Reading Delirious No More by Rem Koolhaas and Life in the Bust Belt by Po Bronson (both in Wired) after another, made me wonder whether there’s an anatomy of booms. Koolhaas writes this about the early years of New York:
New York is built, from 1850 to 1933, in a single spurt of imagination and energy. The first prototype of the modern metropolis, Manhattan is turned into a laboratory to test the potential of modern life in a radical, collective experiment. A free-form coalition of developers, visionaries, writers, architects, and journalists intersects with popular expectations to make the city an extreme and exhilarating democratic machine, one that is able to process all newcomers into New Yorkers.

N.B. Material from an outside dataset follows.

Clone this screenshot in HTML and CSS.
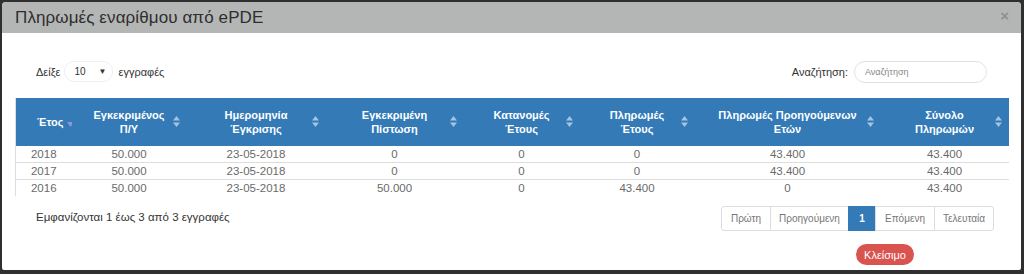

The Depression halts this, he writes. “After World War II, buildings become “important.” Each is the work of an individual architect, rather than a collective.” In the 1970s, he writes, “An ecology of lawyers, dealmakers, zoning experts, and enablers grotesquely inflate the arcane complexities of “getting things done” and intimidate any outsider into helpless surrender to their intricate cynicism.” From free creativity to tight control.
Bronson’s article is about Silicon Valley hoping for the “Next New Thing”. When it was booming, every idea was tried by everyone (or so it seems to me). Startups were formed for each idea and venture capitalists funded them. … Got to go.